Rows from a dataset of pages and code:
___

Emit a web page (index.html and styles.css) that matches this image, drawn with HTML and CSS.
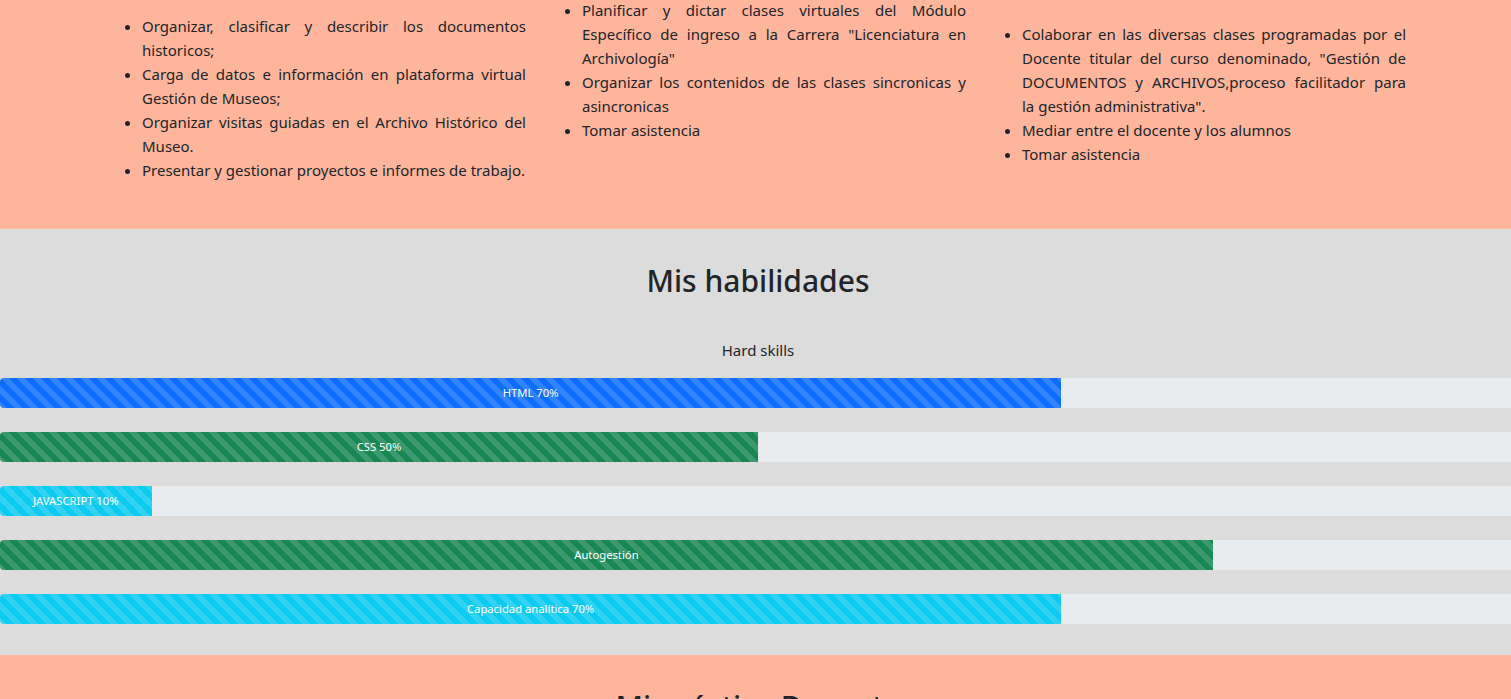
FILE: index.html
```html
<!DOCTYPE html>
<html lang="es">
<head>
<meta charset="utf-8">
<title>Portfolio</title>
<link rel="stylesheet" href="styles.css">
</head>
<body>
<div class="page">
  <section class="experience">
    <div class="container">
      <div class="row">
        <div class="col col-a">
          <ul class="tasks">
            <li>Organizar, clasificar y describir los documentos historicos;</li>
            <li>Carga de datos e información en plataforma virtual Gestión de Museos;</li>
            <li>Organizar visitas guiadas en el Archivo Histórico del Museo.</li>
            <li>Presentar y gestionar proyectos e informes de trabajo.</li>
          </ul>
        </div>
        <div class="col col-b">
          <ul class="tasks">
            <li>Planificar y dictar clases virtuales del Módulo Específico de ingreso a la Carrera "Licenciatura en Archivología"</li>
            <li>Organizar los contenidos de las clases sincronicas y asincronicas</li>
            <li>Tomar asistencia</li>
          </ul>
        </div>
        <div class="col col-c">
          <ul class="tasks">
            <li>Colaborar en las diversas clases programadas por el Docente titular del curso denominado, "Gestión de DOCUMENTOS y ARCHIVOS,proceso facilitador para la&nbsp;gestión administrativa".</li>
            <li>Mediar entre el docente y los alumnos</li>
            <li>Tomar asistencia</li>
          </ul>
        </div>
      </div>
    </div>
  </section>

  <section class="skills">
    <h2 class="section-title">Mis habilidades</h2>
    <p class="skills-sub">Hard skills</p>
    <div class="bars">
      <div class="progress"><div class="progress-bar bar-primary" style="width:70%">HTML 70%</div></div>
      <div class="progress"><div class="progress-bar bar-success" style="width:50%">CSS 50%</div></div>
      <div class="progress"><div class="progress-bar bar-info" style="width:10%">JAVASCRIPT 10%</div></div>
      <div class="progress"><div class="progress-bar bar-success" style="width:80%">Autogestión</div></div>
      <div class="progress"><div class="progress-bar bar-info" style="width:70%">Capacidad analítica 70%</div></div>
    </div>
  </section>

  <section class="teaching">
    <h2 class="section-title">Mi práctica Docente</h2>
    <p class="teaching-text">&nbsp;</p>
  </section>
</div>
</body>
</html>
```
FILE: styles.css
```css
html, body {
  margin: 0;
  padding: 0;
}
body {
  overflow-x: hidden;
  font-family: "Noto Sans", "Open Sans", sans-serif;
  font-size: 15px;
  line-height: 24px;
  color: #212529;
  background: #ffb59c;
}
.page {
  width: 1516px;
}

/* experience section */
.experience {
  background: #ffb59c;
  padding: 0 0 31px;
}
.container {
  width: 1320px;
  margin: 0 auto;
  padding: 0 12px;
  box-sizing: border-box;
}
.row {
  display: flex;
  align-items: flex-start;
  margin: 0 -12px;
}
.col {
  flex: 0 0 440px;
  box-sizing: border-box;
  padding: 0 12px;
}
.tasks {
  margin: 0 0 16px;
  padding-left: 32px;
  text-align: justify;
}
.col-a .tasks { margin-top: 14px; }
.col-b .tasks { margin-top: -2px; }
.col-c .tasks { margin-top: 22px; }

/* skills section */
.skills {
  background: #dcdcdc;
  padding: 34px 0 31px;
  text-align: center;
}
.section-title {
  margin: 0;
  font-size: 30px;
  font-weight: 500;
  line-height: 36px;
  color: #212529;
}
.skills-sub {
  margin: 39px 0 16px;
}
.bars {
  display: flex;
  flex-direction: column;
  gap: 24px;
}
.progress {
  display: flex;
  height: 30px;
  overflow: hidden;
  background: #e9ecef;
  border-radius: 4px;
}
.progress-bar {
  display: flex;
  flex-direction: column;
  justify-content: center;
  overflow: hidden;
  white-space: nowrap;
  text-align: center;
  color: #fff;
  font-size: 11.25px;
  line-height: 1.5;
  padding-top: 1px;
  box-sizing: border-box;
  background-image: linear-gradient(45deg, rgba(255,255,255,.15) 25%, transparent 25%, transparent 50%, rgba(255,255,255,.15) 50%, rgba(255,255,255,.15) 75%, transparent 75%, transparent);
  background-size: 16px 16px;
}
.bar-primary { background-color: #0d6efd; }
.bar-success { background-color: #198754; }
.bar-info { background-color: #0dcaf0; }

/* teaching section */
.teaching {
  background: #ffb59c;
  padding: 34px 0 40px;
  text-align: center;
}
.teaching-text {
  margin: 16px 0 0;
}
```
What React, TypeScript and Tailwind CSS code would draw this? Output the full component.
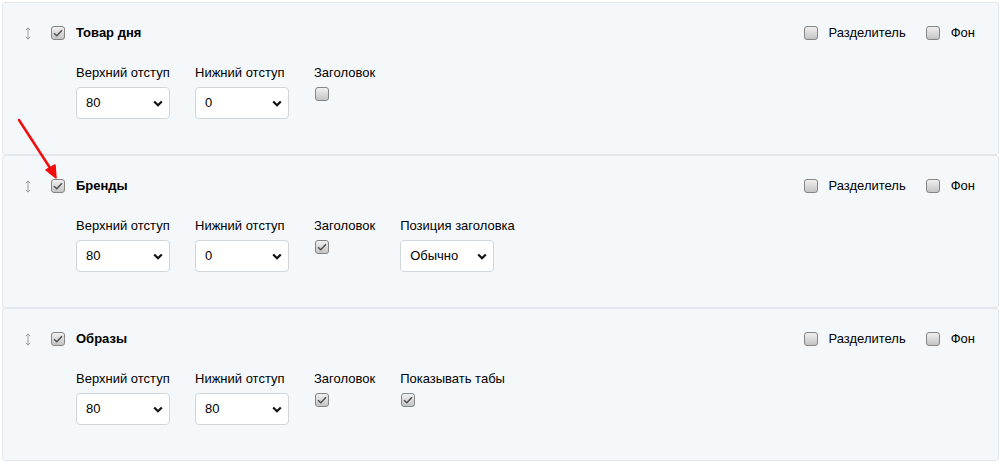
import React from 'react';

type Field =
	| { kind: 'select'; label: string; value: string }
	| { kind: 'check'; label: string; checked: boolean };

type Block = { title: string; checked: boolean; fields: Field[] };

const BLOCKS: Block[] = [
	{
		title: 'Товар дня',
		checked: true,
		fields: [
			{ kind: 'select', label: 'Верхний отступ', value: '80' },
			{ kind: 'select', label: 'Нижний отступ', value: '0' },
			{ kind: 'check', label: 'Заголовок', checked: false },
		],
	},
	{
		title: 'Бренды',
		checked: true,
		fields: [
			{ kind: 'select', label: 'Верхний отступ', value: '80' },
			{ kind: 'select', label: 'Нижний отступ', value: '0' },
			{ kind: 'check', label: 'Заголовок', checked: true },
			{ kind: 'select', label: 'Позиция заголовка', value: 'Обычно' },
		],
	},
	{
		title: 'Образы',
		checked: true,
		fields: [
			{ kind: 'select', label: 'Верхний отступ', value: '80' },
			{ kind: 'select', label: 'Нижний отступ', value: '80' },
			{ kind: 'check', label: 'Заголовок', checked: true },
			{ kind: 'check', label: 'Показывать табы', checked: true },
		],
	},
];

function Check({ checked }: { checked: boolean }) {
	return (
		<span className="flex h-[14px] w-[14px] shrink-0 items-center justify-center rounded-[3px] border border-[#858585] bg-gradient-to-b from-[#f0f0f0] to-[#c4c4c4]">
			{checked && (
				<svg width="10" height="8" viewBox="0 0 10 8" fill="none">
					<path d="M1 4.2 L3.8 6.8 L9 1.2" stroke="#505050" strokeWidth="1.5" />
				</svg>
			)}
		</span>
	);
}

function DragHandle() {
	return (
		<svg width="6" height="13" viewBox="0 0 6 13" fill="none" className="text-[#9a9a9a]">
			<path d="M3 1 V12" stroke="currentColor" strokeWidth="1" />
			<path d="M0.8 3.2 L3 0.8 L5.2 3.2" stroke="currentColor" strokeWidth="1" />
			<path d="M0.8 9.8 L3 12.2 L5.2 9.8" stroke="currentColor" strokeWidth="1" />
		</svg>
	);
}

function FakeSelect({ value }: { value: string }) {
	return (
		<div className="flex h-[32px] w-[94px] items-center justify-between rounded-[4px] border border-[#cfd6dc] bg-white pl-[9px] pr-[6px] text-[13px] text-black">
			<span>{value}</span>
			<svg width="10" height="7" viewBox="0 0 10 7" fill="none">
				<path d="M1.2 1.5 L5 5.2 L8.8 1.5" stroke="#111" strokeWidth="2.2" />
			</svg>
		</div>
	);
}

function BlockCard({ block }: { block: Block }) {
	return (
		<div className="h-[153px] rounded-[3px] border border-[#e1e7ec] bg-[#f5f8fa] pl-[21px] pr-[23px] pt-[20px]">
			<div className="flex h-[20px] items-center">
				<div className="flex w-[27px] justify-start pl-[1px]">
					<DragHandle />
				</div>
				<Check checked={block.checked} />
				<span className="ml-[11px] text-[13px] font-bold text-black">{block.title}</span>
				<div className="ml-auto flex items-center">
					<Check checked={false} />
					<span className="ml-[11px] text-[13px] text-black">Разделитель</span>
					<span className="ml-[20px] flex items-center">
						<Check checked={false} />
					</span>
					<span className="ml-[11px] text-[13px] text-black">Фон</span>
				</div>
			</div>
			<div className="mt-[22px] flex gap-[25px] pl-[52px]">
				{block.fields.map((f, i) => (
					<div key={i} className="flex flex-col">
						<span className="h-[16px] whitespace-nowrap text-[13px] leading-[16px] text-black">{f.label}</span>
						<div className="mt-[6px]">
							{f.kind === 'select' ? (
								<FakeSelect value={f.value} />
							) : (
								<span className="ml-[1px] flex">
									<Check checked={f.checked} />
								</span>
							)}
						</div>
					</div>
				))}
			</div>
		</div>
	);
}

export default function App() {
	return (
		<div
			className="relative min-h-[461px] bg-white pl-[2px] pr-[1px] pt-[2px]"
			style={{ fontFamily: '"Liberation Sans", Arial, sans-serif' }}
		>
			<div className="flex flex-col">
				{BLOCKS.map((b, i) => (
					<BlockCard key={i} block={b} />
				))}
			</div>
			{/* annotation arrow */}
			<svg className="pointer-events-none absolute left-0 top-0" width="80" height="200" viewBox="0 0 80 200">
				<path d="M19 120 L52 171" stroke="#f20d0d" strokeWidth="2.5" strokeLinecap="round" />
				<path d="M46 170 L56 178 L55 165 Z" fill="#f20d0d" stroke="#f20d0d" strokeWidth="1.5" strokeLinejoin="round" />
			</svg>
		</div>
	);
}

___

▶ **THE REQUEST**:
Identify the lines above with the word "index". Copy them.

▶ **SOLVED PROBLEM**:
Emit a web page (index.html and styles.css) that matches this image, drawn with HTML and CSS.
FILE: index.html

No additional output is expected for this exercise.